>> BEGIN

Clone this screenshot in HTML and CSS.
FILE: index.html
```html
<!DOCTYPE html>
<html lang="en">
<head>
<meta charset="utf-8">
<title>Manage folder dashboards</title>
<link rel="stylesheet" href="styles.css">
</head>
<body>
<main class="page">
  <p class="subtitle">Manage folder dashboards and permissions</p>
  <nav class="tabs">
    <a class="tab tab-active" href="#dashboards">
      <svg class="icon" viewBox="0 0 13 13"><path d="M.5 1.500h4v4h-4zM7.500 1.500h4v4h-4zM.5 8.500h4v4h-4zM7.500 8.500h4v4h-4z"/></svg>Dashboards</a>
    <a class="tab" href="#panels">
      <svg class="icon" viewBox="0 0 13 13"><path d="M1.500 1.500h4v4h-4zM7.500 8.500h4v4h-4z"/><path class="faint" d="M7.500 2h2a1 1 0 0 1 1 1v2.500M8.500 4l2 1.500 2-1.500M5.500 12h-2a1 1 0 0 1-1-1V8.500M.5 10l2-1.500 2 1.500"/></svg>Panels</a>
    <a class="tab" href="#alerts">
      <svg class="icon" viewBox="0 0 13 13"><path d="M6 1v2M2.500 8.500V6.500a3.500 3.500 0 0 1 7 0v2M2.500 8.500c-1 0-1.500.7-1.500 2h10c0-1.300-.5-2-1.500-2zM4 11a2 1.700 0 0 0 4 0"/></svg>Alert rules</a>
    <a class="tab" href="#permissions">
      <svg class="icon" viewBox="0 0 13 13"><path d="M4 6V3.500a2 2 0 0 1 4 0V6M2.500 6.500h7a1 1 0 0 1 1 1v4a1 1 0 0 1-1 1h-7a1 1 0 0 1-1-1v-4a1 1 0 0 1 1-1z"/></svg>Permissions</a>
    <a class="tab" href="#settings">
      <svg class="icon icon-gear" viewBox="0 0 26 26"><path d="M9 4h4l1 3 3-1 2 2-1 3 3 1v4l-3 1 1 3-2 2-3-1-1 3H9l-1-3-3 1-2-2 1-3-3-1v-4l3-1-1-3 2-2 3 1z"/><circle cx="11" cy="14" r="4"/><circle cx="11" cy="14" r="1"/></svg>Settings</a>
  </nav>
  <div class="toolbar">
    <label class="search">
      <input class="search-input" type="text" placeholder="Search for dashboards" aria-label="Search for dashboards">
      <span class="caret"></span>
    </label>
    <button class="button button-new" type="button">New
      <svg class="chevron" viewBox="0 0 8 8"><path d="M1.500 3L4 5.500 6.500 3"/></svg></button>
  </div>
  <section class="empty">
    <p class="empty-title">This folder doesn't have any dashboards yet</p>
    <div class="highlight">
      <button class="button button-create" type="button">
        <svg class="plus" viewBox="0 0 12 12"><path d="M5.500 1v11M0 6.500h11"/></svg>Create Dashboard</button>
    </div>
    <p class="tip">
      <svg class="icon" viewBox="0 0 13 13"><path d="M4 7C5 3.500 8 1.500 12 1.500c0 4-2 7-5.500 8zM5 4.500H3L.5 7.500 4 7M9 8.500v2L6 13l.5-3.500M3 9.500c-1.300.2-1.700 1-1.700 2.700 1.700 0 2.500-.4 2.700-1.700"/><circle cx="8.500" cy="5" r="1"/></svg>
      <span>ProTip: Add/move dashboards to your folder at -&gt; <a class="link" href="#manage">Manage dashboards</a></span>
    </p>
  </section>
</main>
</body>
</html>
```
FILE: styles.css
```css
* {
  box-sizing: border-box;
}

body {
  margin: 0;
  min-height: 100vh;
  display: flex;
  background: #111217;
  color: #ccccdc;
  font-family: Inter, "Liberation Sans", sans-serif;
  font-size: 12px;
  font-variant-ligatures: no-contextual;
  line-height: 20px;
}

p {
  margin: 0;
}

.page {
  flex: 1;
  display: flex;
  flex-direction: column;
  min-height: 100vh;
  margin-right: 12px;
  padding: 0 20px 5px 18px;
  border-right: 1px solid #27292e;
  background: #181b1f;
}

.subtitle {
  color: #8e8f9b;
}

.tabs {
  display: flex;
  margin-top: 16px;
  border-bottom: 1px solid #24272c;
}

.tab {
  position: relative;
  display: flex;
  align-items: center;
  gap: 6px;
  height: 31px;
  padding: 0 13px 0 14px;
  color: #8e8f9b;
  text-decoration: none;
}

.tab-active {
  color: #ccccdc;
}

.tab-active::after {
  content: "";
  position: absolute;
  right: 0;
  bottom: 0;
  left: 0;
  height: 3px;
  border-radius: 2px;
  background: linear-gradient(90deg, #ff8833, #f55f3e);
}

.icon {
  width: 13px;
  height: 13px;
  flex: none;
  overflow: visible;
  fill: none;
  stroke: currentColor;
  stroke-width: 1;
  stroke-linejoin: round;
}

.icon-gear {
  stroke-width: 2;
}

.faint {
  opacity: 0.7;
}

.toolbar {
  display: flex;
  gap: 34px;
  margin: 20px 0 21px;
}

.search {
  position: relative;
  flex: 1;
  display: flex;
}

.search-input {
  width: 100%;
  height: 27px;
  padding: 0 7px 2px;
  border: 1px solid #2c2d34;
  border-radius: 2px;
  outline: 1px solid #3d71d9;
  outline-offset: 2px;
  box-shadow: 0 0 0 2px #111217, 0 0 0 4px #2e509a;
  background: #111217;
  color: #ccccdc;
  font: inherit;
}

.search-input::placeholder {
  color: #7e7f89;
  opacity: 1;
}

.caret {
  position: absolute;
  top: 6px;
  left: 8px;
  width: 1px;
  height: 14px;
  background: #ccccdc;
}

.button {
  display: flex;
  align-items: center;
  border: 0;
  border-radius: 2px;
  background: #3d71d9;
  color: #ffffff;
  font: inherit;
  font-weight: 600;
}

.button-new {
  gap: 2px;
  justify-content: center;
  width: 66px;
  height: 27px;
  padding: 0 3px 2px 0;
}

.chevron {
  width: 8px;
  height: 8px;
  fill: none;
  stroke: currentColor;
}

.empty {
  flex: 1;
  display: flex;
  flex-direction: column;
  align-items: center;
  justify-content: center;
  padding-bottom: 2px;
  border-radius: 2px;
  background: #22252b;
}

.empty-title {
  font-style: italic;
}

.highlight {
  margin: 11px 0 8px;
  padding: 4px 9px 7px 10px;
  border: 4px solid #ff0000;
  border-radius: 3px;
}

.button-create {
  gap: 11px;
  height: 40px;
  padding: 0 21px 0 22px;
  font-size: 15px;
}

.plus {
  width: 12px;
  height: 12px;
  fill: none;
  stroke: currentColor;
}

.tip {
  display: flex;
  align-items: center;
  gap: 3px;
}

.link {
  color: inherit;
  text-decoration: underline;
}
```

>> END

= Your goal =
Retype the material in full, character for character.

= Exercise result =
Clone this screenshot in HTML and CSS.
FILE: index.html
```html
<!DOCTYPE html>
<html lang="en">
<head>
<meta charset="utf-8">
<title>Manage folder dashboards</title>
<link rel="stylesheet" href="styles.css">
</head>
<body>
<main class="page">
  <p class="subtitle">Manage folder dashboards and permissions</p>
  <nav class="tabs">
    <a class="tab tab-active" href="#dashboards">
      <svg class="icon" viewBox="0 0 13 13"><path d="M.5 1.500h4v4h-4zM7.500 1.500h4v4h-4zM.5 8.500h4v4h-4zM7.500 8.500h4v4h-4z"/></svg>Dashboards</a>
    <a class="tab" href="#panels">
      <svg class="icon" viewBox="0 0 13 13"><path d="M1.500 1.500h4v4h-4zM7.500 8.500h4v4h-4z"/><path class="faint" d="M7.500 2h2a1 1 0 0 1 1 1v2.500M8.500 4l2 1.500 2-1.500M5.500 12h-2a1 1 0 0 1-1-1V8.500M.5 10l2-1.500 2 1.500"/></svg>Panels</a>
    <a class="tab" href="#alerts">
      <svg class="icon" viewBox="0 0 13 13"><path d="M6 1v2M2.500 8.500V6.500a3.500 3.500 0 0 1 7 0v2M2.500 8.500c-1 0-1.500.7-1.500 2h10c0-1.300-.5-2-1.500-2zM4 11a2 1.700 0 0 0 4 0"/></svg>Alert rules</a>
    <a class="tab" href="#permissions">
      <svg class="icon" viewBox="0 0 13 13"><path d="M4 6V3.500a2 2 0 0 1 4 0V6M2.500 6.500h7a1 1 0 0 1 1 1v4a1 1 0 0 1-1 1h-7a1 1 0 0 1-1-1v-4a1 1 0 0 1 1-1z"/></svg>Permissions</a>
    <a class="tab" href="#settings">
      <svg class="icon icon-gear" viewBox="0 0 26 26"><path d="M9 4h4l1 3 3-1 2 2-1 3 3 1v4l-3 1 1 3-2 2-3-1-1 3H9l-1-3-3 1-2-2 1-3-3-1v-4l3-1-1-3 2-2 3 1z"/><circle cx="11" cy="14" r="4"/><circle cx="11" cy="14" r="1"/></svg>Settings</a>
  </nav>
  <div class="toolbar">
    <label class="search">
      <input class="search-input" type="text" placeholder="Search for dashboards" aria-label="Search for dashboards">
      <span class="caret"></span>
    </label>
    <button class="button button-new" type="button">New
      <svg class="chevron" viewBox="0 0 8 8"><path d="M1.500 3L4 5.500 6.500 3"/></svg></button>
  </div>
  <section class="empty">
    <p class="empty-title">This folder doesn't have any dashboards yet</p>
    <div class="highlight">
      <button class="button button-create" type="button">
        <svg class="plus" viewBox="0 0 12 12"><path d="M5.500 1v11M0 6.500h11"/></svg>Create Dashboard</button>
    </div>
    <p class="tip">
      <svg class="icon" viewBox="0 0 13 13"><path d="M4 7C5 3.500 8 1.500 12 1.500c0 4-2 7-5.500 8zM5 4.500H3L.5 7.500 4 7M9 8.500v2L6 13l.5-3.500M3 9.500c-1.300.2-1.700 1-1.700 2.700 1.700 0 2.500-.4 2.700-1.700"/><circle cx="8.500" cy="5" r="1"/></svg>
      <span>ProTip: Add/move dashboards to your folder at -&gt; <a class="link" href="#manage">Manage dashboards</a></span>
    </p>
  </section>
</main>
</body>
</html>
```
FILE: styles.css
```css
* {
  box-sizing: border-box;
}

body {
  margin: 0;
  min-height: 100vh;
  display: flex;
  background: #111217;
  color: #ccccdc;
  font-family: Inter, "Liberation Sans", sans-serif;
  font-size: 12px;
  font-variant-ligatures: no-contextual;
  line-height: 20px;
}

p {
  margin: 0;
}

.page {
  flex: 1;
  display: flex;
  flex-direction: column;
  min-height: 100vh;
  margin-right: 12px;
  padding: 0 20px 5px 18px;
  border-right: 1px solid #27292e;
  background: #181b1f;
}

.subtitle {
  color: #8e8f9b;
}

.tabs {
  display: flex;
  margin-top: 16px;
  border-bottom: 1px solid #24272c;
}

.tab {
  position: relative;
  display: flex;
  align-items: center;
  gap: 6px;
  height: 31px;
  padding: 0 13px 0 14px;
  color: #8e8f9b;
  text-decoration: none;
}

.tab-active {
  color: #ccccdc;
}

.tab-active::after {
  content: "";
  position: absolute;
  right: 0;
  bottom: 0;
  left: 0;
  height: 3px;
  border-radius: 2px;
  background: linear-gradient(90deg, #ff8833, #f55f3e);
}

.icon {
  width: 13px;
  height: 13px;
  flex: none;
  overflow: visible;
  fill: none;
  stroke: currentColor;
  stroke-width: 1;
  stroke-linejoin: round;
}

.icon-gear {
  stroke-width: 2;
}

.faint {
  opacity: 0.7;
}

.toolbar {
  display: flex;
  gap: 34px;
  margin: 20px 0 21px;
}

.search {
  position: relative;
  flex: 1;
  display: flex;
}

.search-input {
  width: 100%;
  height: 27px;
  padding: 0 7px 2px;
  border: 1px solid #2c2d34;
  border-radius: 2px;
  outline: 1px solid #3d71d9;
  outline-offset: 2px;
  box-shadow: 0 0 0 2px #111217, 0 0 0 4px #2e509a;
  background: #111217;
  color: #ccccdc;
  font: inherit;
}

.search-input::placeholder {
  color: #7e7f89;
  opacity: 1;
}

.caret {
  position: absolute;
  top: 6px;
  left: 8px;
  width: 1px;
  height: 14px;
  background: #ccccdc;
}

.button {
  display: flex;
  align-items: center;
  border: 0;
  border-radius: 2px;
  background: #3d71d9;
  color: #ffffff;
  font: inherit;
  font-weight: 600;
}

.button-new {
  gap: 2px;
  justify-content: center;
  width: 66px;
  height: 27px;
  padding: 0 3px 2px 0;
}

.chevron {
  width: 8px;
  height: 8px;
  fill: none;
  stroke: currentColor;
}

.empty {
  flex: 1;
  display: flex;
  flex-direction: column;
  align-items: center;
  justify-content: center;
  padding-bottom: 2px;
  border-radius: 2px;
  background: #22252b;
}

.empty-title {
  font-style: italic;
}

.highlight {
  margin: 11px 0 8px;
  padding: 4px 9px 7px 10px;
  border: 4px solid #ff0000;
  border-radius: 3px;
}

.button-create {
  gap: 11px;
  height: 40px;
  padding: 0 21px 0 22px;
  font-size: 15px;
}

.plus {
  width: 12px;
  height: 12px;
  fill: none;
  stroke: currentColor;
}

.tip {
  display: flex;
  align-items: center;
  gap: 3px;
}

.link {
  color: inherit;
  text-decoration: underline;
}
```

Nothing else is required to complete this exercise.